The next day, Monday, we kicked around Georgetown with our friends. There was a tangible exuberance that permeated the city. Walking around, people seemed to make an effort to make eye contact. People seemed to desire to relate to one another and have contact. Having spent a fair amount of time in cities on the east coast, this was a bit shocking. National Guard troops stood on corners as far as 2.5 miles from the Capitol, but they wore smiles and shared greetings. Despite the obvious presence of security precautions, I didn’t feel constrained.
That night, we gathered for dinner with our friends at their apartment, where we would watch the Inauguration and parade the following day. The view, you will note from the photographs, offers the best of both worlds. Were able to have a view of the capitol and be in a prime spot for the parade. The Capitol building was illuminated that night in an extra bright fashion. I think there must have been preparations underway until around 11pm, when the lights were dimmed to their usual level. I stood on the balcony for a long time, thinking about the momentous, unprecedented occasion we were anticipating. It still seemed quite unreal.
The morning of January 20th, 2009, we left Georgetown about 9:30 am on foot. The walk took about 45 minutes. We walked with people from all over the country and from all stations in life. Everyone seemed to appreciate the gravity of the moment. Venders hawked their wares. T-shirts and buttons of all imaginable shapes, sizes and subjects were everywhere. My favorite t-shirt portrayed Obama as a basketball player slam dunking a ball. Another showed Obama as a DJ mixing at two turntables. The one we bought our son shows Obama dressed in a suit, but tearing it open at the center to reveal a big O on the chest, instead of an S for Superman.
The absurdity of all this communicates something about our expectations for this President. To be sure, we are all aware of the challenges we face as a country. We know we need something big. I suppose Superman is pretty reassuring. God help President Obama.
People were singing and chanting as they walked. There was some confusion about check points and entrances. We bumped into one friend who gave up and watched it on television in her hotel!
We arrived at our destination, were cleared by security and took our place on our perch. We watched television coverage from CNN to follow the events. Loudspeakers were on the street, so we heard much of the day live, like the Oath of Office and the Inaugural Address. Actually, CNN was broadcasting from a building, just two buildings closer to the capitol than we were. We arrived just in time to see the first motorcade taking the President and the President-elect to the Capitol. For the next 45 minutes, we watched people on the mall, security work the street, and snipers on the rooftops.

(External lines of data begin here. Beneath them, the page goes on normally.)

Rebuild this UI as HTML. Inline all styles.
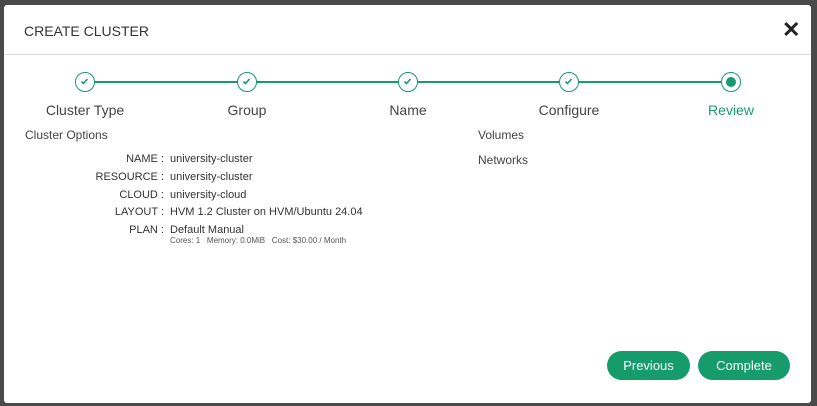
<!DOCTYPE html>
<html><head><style>
body{margin:0;width:817px;height:406px;background:#4a4a4a;position:relative;overflow:hidden;font-family:"Liberation Sans",sans-serif;color:#333}
.m{position:absolute;left:4px;top:5px;width:807px;height:398px;background:#fff;border-radius:3px}
.t{position:absolute;left:24px;top:23px;font-size:14px;color:#333}
.x{position:absolute;left:782px;top:17px;font-size:22px;font-weight:bold;color:#222}
.hr{position:absolute;left:4px;top:54px;width:807px;height:1px;background:#ddd}
.line{position:absolute;left:85px;top:81px;width:646px;height:2px;background:#169b6d}
.c{position:absolute;width:20px;height:20px;border:1.5px solid #169b6d;border-radius:50%;background:#fff;top:72px;box-sizing:border-box}
.c svg{position:absolute;left:4px;top:4px}
.l{position:absolute;top:102px;font-size:14px;width:140px;text-align:center;color:#444}
.s{position:absolute;font-size:12px;color:#444}
.k{position:absolute;width:164px;text-align:right;font-size:11px;color:#333}
.v{position:absolute;left:170px;font-size:11px;color:#333}
.b{position:absolute;top:351px;height:29px;background:#169b6d;color:#fff;border-radius:15px;font-size:13px;text-align:center;line-height:29px}
</style></head><body>
<div class="m"></div>
<div class="t">CREATE CLUSTER</div>
<div class="x">✕</div>
<div class="hr"></div>
<div class="line"></div>
<div class="c" style="left:75px"><svg width="9" height="9"><path d="M1.5 4.5l2 2 4-4.5" stroke="#169b6d" stroke-width="1.6" fill="none"/></svg></div>
<div class="c" style="left:237px"><svg width="9" height="9"><path d="M1.5 4.5l2 2 4-4.5" stroke="#169b6d" stroke-width="1.6" fill="none"/></svg></div>
<div class="c" style="left:398px"><svg width="9" height="9"><path d="M1.5 4.5l2 2 4-4.5" stroke="#169b6d" stroke-width="1.6" fill="none"/></svg></div>
<div class="c" style="left:559px"><svg width="9" height="9"><path d="M1.5 4.5l2 2 4-4.5" stroke="#169b6d" stroke-width="1.6" fill="none"/></svg></div>
<div class="c" style="left:721px"><div style="position:absolute;left:3.5px;top:3.5px;width:10px;height:10px;border-radius:50%;background:#169b6d"></div></div>
<div class="l" style="left:15px">Cluster Type</div>
<div class="l" style="left:177px">Group</div>
<div class="l" style="left:338px">Name</div>
<div class="l" style="left:499px">Configure</div>
<div class="l" style="left:661px;color:#169b6d">Review</div>
<div class="s" style="left:25px;top:128px">Cluster Options</div>
<div class="s" style="left:478px;top:128px">Volumes</div>
<div class="s" style="left:478px;top:153px">Networks</div>
<div class="k" style="top:153px">NAME :</div><div class="v" style="top:153px">university-cluster</div>
<div class="k" style="top:171px">RESOURCE :</div><div class="v" style="top:171px">university-cluster</div>
<div class="k" style="top:189px">CLOUD :</div><div class="v" style="top:189px">university-cloud</div>
<div class="k" style="top:206px">LAYOUT :</div><div class="v" style="top:206px">HVM 1.2 Cluster on HVM/Ubuntu 24.04</div>
<div class="k" style="top:224px">PLAN :</div><div class="v" style="top:224px">Default Manual</div>
<div class="v" style="top:236px;font-size:8px;color:#555">Cores: 1&nbsp;&nbsp;&nbsp;Memory: 0.0MiB&nbsp;&nbsp;&nbsp;Cost: $30.00 / Month</div>
<div class="b" style="left:607px;width:83px">Previous</div>
<div class="b" style="left:698px;width:92px">Complete</div>
</body></html>
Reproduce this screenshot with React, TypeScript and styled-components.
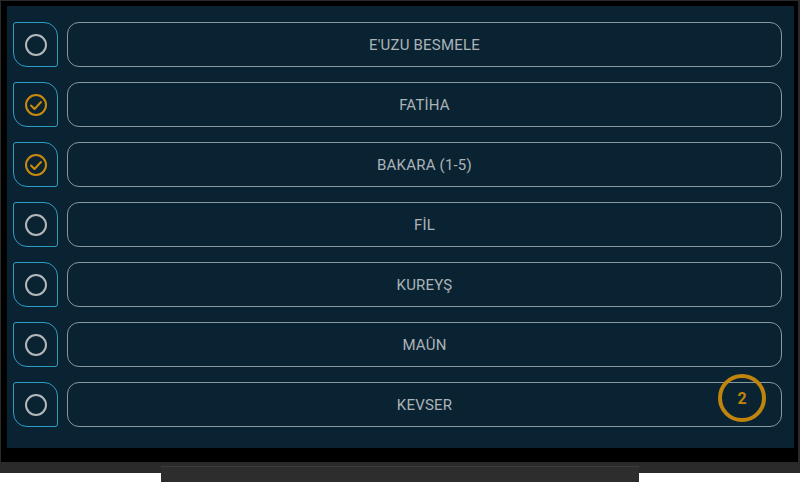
import React from "react";
import styled, { createGlobalStyle } from "styled-components";

const Global = createGlobalStyle`
  html, body { margin: 0; padding: 0; background: #ffffff; }
  body { font-family: Roboto, "Liberation Sans", sans-serif; }
`;

const Page = styled.div`
  width: 800px;
  height: 482px;
  display: flex;
  flex-direction: column;
  align-items: center;
  overflow: hidden;
`;

const Tv = styled.div`
  width: 800px;
  box-sizing: border-box;
  background: #2a2a2a;
  padding: 1px 2px 11px 1px;
`;

const Bezel = styled.div`
  background: #000;
  padding: 5px 4px 14px 6px;
`;

const Screen = styled.div`
  position: relative;
  height: 442px;
  box-sizing: border-box;
  background: #0a2332;
  padding: 16px 12px 0 6px;
  display: flex;
  flex-direction: column;
  gap: 15px;
`;

const Stand = styled.div`
  width: 478px;
  height: 16px;
  margin-top: -7px;
  background: #2d2d2d;
  border-top: 1px solid #3c3c3c;
  box-sizing: border-box;
`;

const Row = styled.div`
  display: flex;
  gap: 9px;
  height: 45px;
`;

const CheckBox = styled.div`
  width: 45px;
  height: 45px;
  box-sizing: border-box;
  border: 1px solid #2f9cc4;
  border-radius: 3px 14px 3px 14px;
  display: flex;
  align-items: center;
  justify-content: center;
  flex: none;
`;

const Item = styled.div`
  flex: 1;
  box-sizing: border-box;
  border: 1px solid #8b979e;
  border-radius: 12px;
  display: flex;
  align-items: center;
  justify-content: center;
  color: #abb3b8;
  font-size: 15px;
  letter-spacing: 0.2px;
`;

const Badge = styled.div`
  position: absolute;
  left: 711px;
  top: 368px;
  width: 48px;
  height: 48px;
  box-sizing: border-box;
  border: 4px solid #bf840c;
  border-radius: 50%;
  display: flex;
  align-items: center;
  justify-content: center;
  color: #bf840c;
  font-weight: 700;
  font-size: 16px;
`;

const Circle = () => (
  <svg width="24" height="24" viewBox="0 0 24 24">
    <circle cx="12" cy="12" r="10" fill="none" stroke="#b4b8ba" strokeWidth="2" />
  </svg>
);

const Checked = () => (
  <svg width="24" height="24" viewBox="0 0 24 24">
    <circle cx="12" cy="12" r="10" fill="none" stroke="#c98a0e" strokeWidth="2" />
    <path d="M7 12.5 L10.5 16 L17 9" fill="none" stroke="#c98a0e" strokeWidth="2" strokeLinecap="round" strokeLinejoin="round" />
  </svg>
);

const items: { label: string; checked: boolean }[] = [
  { label: "E'UZU BESMELE", checked: false },
  { label: "FATİHA", checked: true },
  { label: "BAKARA (1-5)", checked: true },
  { label: "FİL", checked: false },
  { label: "KUREYŞ", checked: false },
  { label: "MAÛN", checked: false },
  { label: "KEVSER", checked: false },
];

export default function App() {
  return (
    <>
      <Global />
      <Page>
        <Tv>
          <Bezel>
            <Screen>
              {items.map((it) => (
                <Row key={it.label}>
                  <CheckBox>{it.checked ? <Checked /> : <Circle />}</CheckBox>
                  <Item>{it.label}</Item>
                </Row>
              ))}
              <Badge>2</Badge>
            </Screen>
          </Bezel>
        </Tv>
        <Stand />
      </Page>
    </>
  );
}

We watched everyone take their seats for the ceremony. We listened to Rick Warren’s prayer, which seemed relatively mundane, but was more of a homily than a prayer. Poems and music were interesting. Aretha sounded fine on the outdoor speakers. That was some hat! But I have to admit, there was a sense of anticipation that screamed to get to the meat of the day. Finally, we watched and listened to the Oath. The people on the mall went crazy. They were waving so many flags, so fast that for those moments the entire character of the crowd visibly changed. The same was true when the President made significant points in his Address. For me the highlights were mention of how far we have come since his father would have been denied service in Washington, and when he talked about what it would require of us to meet the challenges we face.
We watched President Bush depart. His helicopter flew right over us. We waited through the lunch for the parade to commence. We discussed the likelihood of the President exiting his car and walking part of the parade route. Some of us felt that security concerns might stand in the way. Others we adamant that he would walk. As we awaited his motorcade to reach us, which took forever because the parade moved so slowly, we all hoped for a glimpse of the President. Half a block before our perch, the motorcade stopped. For a minute, nothing happened, then the Secret Service agents approached the car in the middle of the motorcade. The doors opened and the President and First Lady were walking on Pennsylvania Avenue. Pandemonium ensued. The President waved and people were shouting well wishes; I was shouting, and taking photographs. The two blocks the Obamas walked in front of us seemed to last much longer that two blocks.
Seeing the President engage in the time honored ritual of greeting the people of this nation made it real somehow. I don’t know why, but those moments oozed connection, maybe even reconciliation. It felt like we were changed. It felt like we were a new people as Americans. For me, it wasn’t a feeling of completion, but a feeling of being newly prepared to do something, something noble, something just, something better than previously possible.
We witnessed the rest of the day. We watched the Bidens perambulate as well. We mingled with a fascinating crowd of Washingtonians, celebrities and regular folk, and it was surreal fun. But, I want to hang on to that sense of possibility in spite of real, difficult obstacles. My hope is for something better than previously possible. We are not there yet, but I somehow feel we are closer than a week ago.